=== Stored data ===

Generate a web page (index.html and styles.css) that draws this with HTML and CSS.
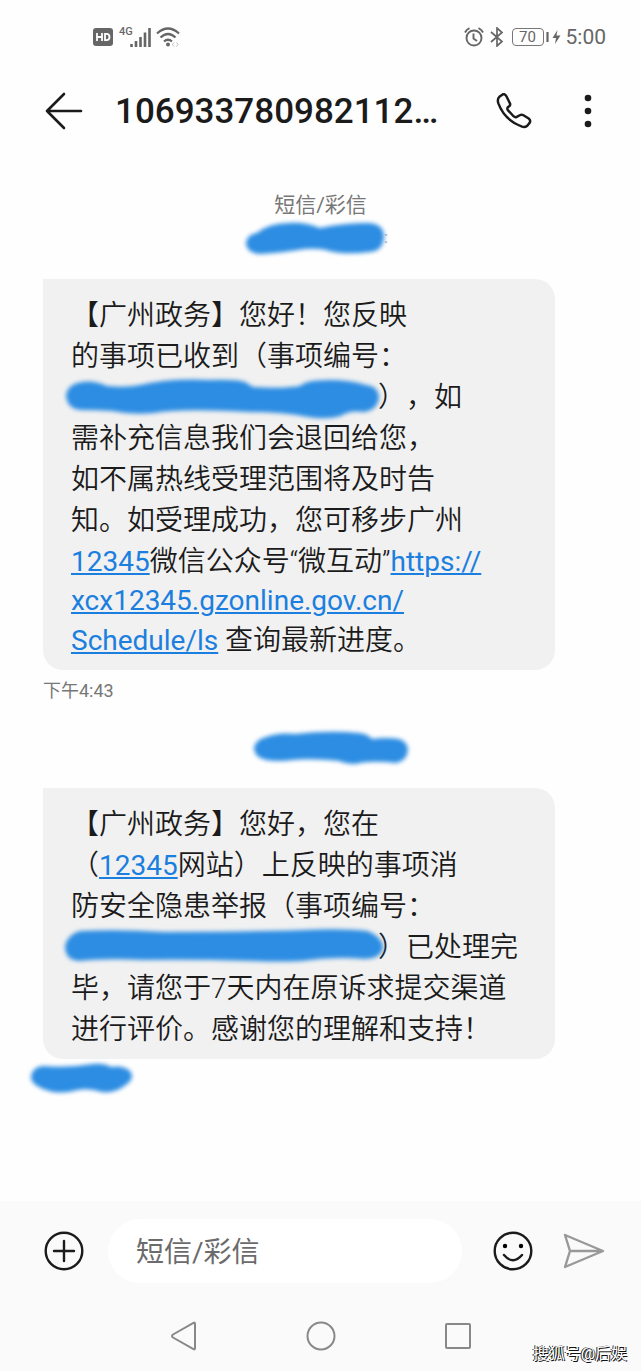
FILE: index.html
```html
<!DOCTYPE html>
<html lang="zh-CN">
<head>
<meta charset="utf-8">
<meta name="viewport" content="width=device-width, initial-scale=1">
<title>短信/彩信</title>
<link rel="stylesheet" href="styles.css">
</head>
<body>
<div class="screen">
  <div class="status">
    <div class="status-group">
      <svg class="icon" width="20" height="18" viewBox="0 0 20 18"><rect x="0" y="0" width="20" height="18" rx="3" fill="#666"/><path d="M4 5v8M9 5v8M4 9h5M12 5.800v6.400h1.500q3 0 3-3.200t-3-3.200z" fill="none" stroke="#fff" stroke-width="1.800"/></svg>
      <span class="network">4G</span>
      <svg class="icon signal" width="21" height="20" viewBox="0 0 21 20"><path d="M1.500 17v3M6 14v6M10.500 10v10M15 5.500v14.500M19.500 1v19" stroke="#666" stroke-width="2.600"/></svg>
      <svg class="icon wifi" width="24" height="20" viewBox="0 0 24 20"><g fill="none" stroke="#666" stroke-width="2.200"><path d="M1 6.500Q12-3.500 23 6.500M4.500 10.500Q12 3.500 19.500 10.500M8 14.500Q12 11 16 14.500"/></g><circle cx="12" cy="17.500" r="2" fill="#666"/><path d="M18 15.500l-1.500 2 1.500 2M20.500 15.500l1.500 2-1.500 2" fill="none" stroke="#bbb"/></svg>
    </div>
    <div class="status-group">
      <svg class="icon" width="20" height="20" viewBox="0 0 20 20"><g fill="none" stroke="#666" stroke-width="1.900"><circle cx="10" cy="11" r="7.500"/><path d="M9.500 6.500v5l3.500 2.500M1 5.500Q2.500 2.500 5.500 1.200M19 5.500Q17.500 2.500 14.500 1.200"/></g></svg>
      <svg class="icon bluetooth" width="14" height="20" viewBox="0 0 14 20"><path d="M1 5l11 9.500-5 4.500V1l5 4.500L1 15" fill="none" stroke="#666" stroke-width="1.700"/></svg>
      <span class="battery">70</span>
      <svg class="icon" width="15" height="18" viewBox="0 0 15 18"><path d="M1.500 4v10" stroke="#666" stroke-width="2.200"/><path d="M11.500 2L6.500 10h3.500l-1 6 5.500-8.500h-4z" fill="#666"/></svg>
      <span class="clock">5:00</span>
    </div>
  </div>

  <header class="header">
    <button class="icon-button" aria-label="返回"><svg width="38" height="38" viewBox="0 0 38 38"><path d="M36 19H2M19 2L2 19l17 17" fill="none" stroke="#1b1b1b" stroke-width="2.600" stroke-linecap="round" stroke-linejoin="round"/></svg></button>
    <h1 class="title">106933780982112…</h1>
    <button class="icon-button" aria-label="拨打电话"><svg width="36" height="36" viewBox="0 0 38 38"><path d="M7 1.500L3.500 4Q1 6.500 2.500 11C7 23 15 31 27.500 35.500Q30.500 36.500 33 34.500L35.500 31.500Q37 29 34.500 27L29 23.500Q27 22.500 25 23.500L21.500 25.500Q20 26 18.500 24.500L12.500 18Q11.500 16.500 12.500 15L14.500 13.500Q15.500 12 14.500 10.500L11 3.500Q9.500 .5 7 1.500Z" fill="none" stroke="#1b1b1b" stroke-width="2.600" stroke-linejoin="round"/></svg></button>
    <button class="icon-button more" aria-label="更多"><svg width="8" height="34" viewBox="0 0 8 34"><g fill="#1b1b1b"><circle cx="4" cy="4" r="3.300"/><circle cx="4" cy="17" r="3.300"/><circle cx="4" cy="30" r="3.300"/></g></svg></button>
  </header>

  <main class="thread">
    <p class="channel">短信/彩信</p>
    <svg class="mark mark-center" width="144" height="36" viewBox="0 0 144 36"><text x="139" y="23" class="remnant">:</text><path class="paint" d="M12 13Q24 3 44 3Q60 2 75 8Q98 3 124 3Q139 4 139 17Q138 31 125 32Q100 35 84 31Q76 28 60 29Q36 33 15 34Q1 33 1 22Q3 14 12 13Z"/></svg>

    <article class="bubble">
      <span class="line">【广州政务】您好！您反映</span>
      <span class="line">的事项已收到（事项编号：</span>
      <span class="line"><span class="hidden-number"><svg class="stroke" width="318" height="46" viewBox="0 0 318 46"><path class="paint" d="M18 6Q30 4 43 10Q62 12 76 9Q108 2 145 4Q172 3 181 6L189 11Q217 13 236 10Q242 4 265 4Q286 4 302 9Q314 10 315 21Q314 34 300 36Q285 34 277 40Q263 44 244 41Q220 36 185 36Q118 32 90 37Q67 39 48 35Q32 34 17 34Q3 33 2 19Q4 8 18 6Z"/></svg></span>），如</span>
      <span class="line">需补充信息我们会退回给您，</span>
      <span class="line">如不属热线受理范围将及时告</span>
      <span class="line">知。如受理成功，您可移步广州</span>
      <span class="line"><a class="link" href="tel:12345">12345</a>微信公众号“微互动”<a class="link" href="https://xcx12345.gzonline.gov.cn/Schedule/ls">https://</a></span>
      <span class="line line-latin"><a class="link" href="https://xcx12345.gzonline.gov.cn/Schedule/ls">xcx12345.gzonline.gov.cn/</a></span>
      <span class="line"><a class="link" href="https://xcx12345.gzonline.gov.cn/Schedule/ls">Schedule/ls</a> 查询最新进度。</span>
    </article>
    <time class="time">下午4:43</time>

    <svg class="mark mark-date" width="160" height="36" viewBox="0 0 160 36"><path class="paint" d="M15 7Q28 2 44 4Q78 0 108 3Q117 4 121 9Q135 7 148 9Q157 12 157 20Q156 31 145 33Q120 30 104 34Q95 34 88 31Q60 28 42 30Q27 32 15 30Q3 27 3 18Q4 10 15 7Z"/></svg>

    <article class="bubble">
      <span class="line">【广州政务】您好，您在</span>
      <span class="line">（<a class="link" href="tel:12345">12345</a>网站）上反映的事项消</span>
      <span class="line">防安全隐患举报（事项编号：</span>
      <span class="line"><span class="hidden-number"><svg class="stroke" width="322" height="40" viewBox="0 0 322 40"><path class="paint" d="M16 5Q55 3 100 6Q180 6 240 4Q278 2 303 5Q319 11 319 22Q317 33 300 33Q270 30 238 35Q215 36 190 35Q120 33 80 34Q40 32 15 35Q1 34 1 20Q4 8 16 5Z"/></svg></span>）已处理完</span>
      <span class="line">毕，请您于7天内在原诉求提交渠道</span>
      <span class="line">进行评价。感谢您的理解和支持！</span>
    </article>
    <svg class="mark mark-time" width="108" height="34" viewBox="0 0 108 34"><path class="paint" d="M15 5Q40 7 65 3Q76 2 83 6Q95 4 102 10Q107 17 99 23Q87 33 74 31Q61 27 50 29Q30 34 18 29Q3 24 3 16Q4 6 15 5Z"/></svg>
  </main>

  <footer class="footer">
    <form class="composer">
      <button type="button" class="icon-button" aria-label="添加"><svg width="40" height="40" viewBox="0 0 40 40"><g fill="none" stroke="#1b1b1b" stroke-width="2.400"><circle cx="20" cy="20" r="18.300"/><path d="M20 10v20M10 20h20" stroke-linecap="round"/></g></svg></button>
      <input class="field" type="text" aria-label="短信/彩信" placeholder="短信/彩信">
      <button type="button" class="icon-button" aria-label="表情"><svg width="40" height="40" viewBox="0 0 40 40"><g fill="none" stroke="#1b1b1b" stroke-width="2.400"><circle cx="20" cy="20" r="18.300"/><path d="M11 24Q20 34.500 29 24" stroke-linecap="round"/></g><circle cx="12" cy="15" r="2.200"/><circle cx="28" cy="15" r="2.200"/></svg></button>
      <button type="button" class="icon-button" aria-label="发送"><svg width="42" height="36" viewBox="0 0 42 36"><path d="M2 2L40 18 2 34 7 18ZM7 18H40" fill="none" stroke="#999" stroke-width="2.400" stroke-linejoin="round"/></svg></button>
    </form>
    <nav class="navbar">
      <button class="icon-button" aria-label="后退"><svg width="28" height="30" viewBox="0 0 28 30"><path d="M23.500 1.800Q25 1 25 3V27Q25 29 23.500 28.200L3 16.500Q1 15 3 13.500Z" fill="none" stroke="#888" stroke-width="2" stroke-linejoin="round"/></svg></button>
      <button class="icon-button" aria-label="主屏幕"><svg width="30" height="30" viewBox="0 0 30 30"><circle cx="15" cy="15" r="13.500" fill="none" stroke="#888" stroke-width="2"/></svg></button>
      <button class="icon-button" aria-label="最近任务"><svg width="28" height="28" viewBox="0 0 28 28"><rect x="2" y="2" width="24" height="24" rx="1" fill="none" stroke="#888" stroke-width="2"/></svg></button>
    </nav>
    <span class="watermark">搜狐号@后娱</span>
  </footer>
</div>
</body>
</html>
```
FILE: styles.css
```css
* {
  box-sizing: border-box;
}

body {
  margin: 0;
  background: #fefefe;
  color: #1b1b1b;
  font-family: Roboto, "Noto Sans CJK SC", sans-serif;
  text-spacing-trim: space-all;
}

.screen {
  display: flex;
  flex-direction: column;
  min-height: 100vh;
}

.icon,
.mark {
  display: block;
}

.status {
  display: flex;
  justify-content: space-between;
  height: 74px;
  padding: 0 35px 0 93px;
  color: #666;
}

.status-group {
  display: flex;
  align-items: center;
}

.network {
  align-self: flex-start;
  margin: 24px 0 0 6px;
  font-size: 11px;
  font-weight: 500;
  line-height: 16px;
}

.signal {
  margin-left: -3px;
}

.wifi {
  margin-left: 5px;
}

.bluetooth {
  margin: 0 8px 0 6px;
}

.battery {
  width: 32px;
  margin-right: 2px;
  border: 1px solid #777;
  border-radius: 4px;
  font-size: 15px;
  line-height: 16px;
  text-align: center;
}

.clock {
  margin-left: 5px;
  font-size: 21px;
}

.icon-button {
  display: flex;
  flex: none;
  margin: 0;
  padding: 0;
  border: 0;
  background: none;
}

.header {
  display: flex;
  align-items: center;
  height: 74px;
  padding: 0 49px 0 45px;
}

.title {
  flex: 1;
  margin: 0 0 0 32px;
  padding-top: 2px;
  font-size: 35px;
  font-weight: 500;
  line-height: 44px;
}

.more {
  margin-left: 52px;
}

.thread {
  flex: 1;
  padding: 42px 86px 0 43px;
}

.channel {
  margin: 0 -43px 0 0;
  color: #777;
  font-size: 21px;
  line-height: 30px;
  text-align: center;
}

.paint {
  fill: #2d8de2;
  filter: blur(2px);
}

.remnant {
  fill: #aaa;
  font-size: 16px;
}

.mark {
  overflow: visible;
}

.mark-center {
  margin: 0 auto 23px;
  position: relative;
  left: 18px;
}

.bubble {
  padding: 16px 28px 9px;
  border-radius: 0 20px 20px 20px;
  background: #f1f1f1;
  font-size: 28px;
  font-weight: 350;
}

.line {
  display: block;
  line-height: 41px;
  white-space: nowrap;
}

.line-latin {
  line-height: 38px;
}

.link {
  color: #1b7fdf;
  font-weight: 400;
  text-decoration-thickness: 2px;
  text-underline-offset: 2px;
}

.hidden-number {
  display: inline-block;
  position: relative;
  width: 307px;
  height: 28px;
  vertical-align: middle;
}

.stroke {
  position: absolute;
  top: -10px;
  left: -7px;
  overflow: visible;
}

.time {
  display: block;
  color: #777;
  font-size: 18px;
  line-height: 42px;
}

.mark-date {
  margin: 18px auto 22px;
  position: relative;
  left: 32px;
}

.mark-time {
  margin: 2px 0 0 -15px;
}

.footer {
  position: relative;
  background: #fafafa;
}

.composer {
  display: flex;
  align-items: center;
  padding: 18px 36px 18px 44px;
}

.field {
  flex: 1;
  min-width: 0;
  height: 64px;
  margin: 0 31px 0 24px;
  padding: 3px 28px 0;
  border: 0;
  border-radius: 32px;
  background: #fff;
  color: #1b1b1b;
  font-family: inherit;
  font-size: 28px;
}

.field::placeholder {
  color: #6b6b6b;
  opacity: 1;
}

.composer .icon-button:last-child {
  margin-left: 30px;
}

.navbar {
  display: flex;
  align-items: center;
  justify-content: center;
  gap: 108px;
  height: 70px;
}

.watermark {
  position: absolute;
  right: 14px;
  bottom: 5px;
  color: #fff;
  font-size: 16px;
  line-height: 24px;
  text-shadow: 1px 1px 0 #111, -1px 0 0 #111;
}
```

=== Directions for this task ===
Find the lines with the string "styles" and reproduce them.

=== Finished exercise ===
Generate a web page (index.html and styles.css) that draws this with HTML and CSS.
<link rel="stylesheet" href="styles.css">
FILE: styles.css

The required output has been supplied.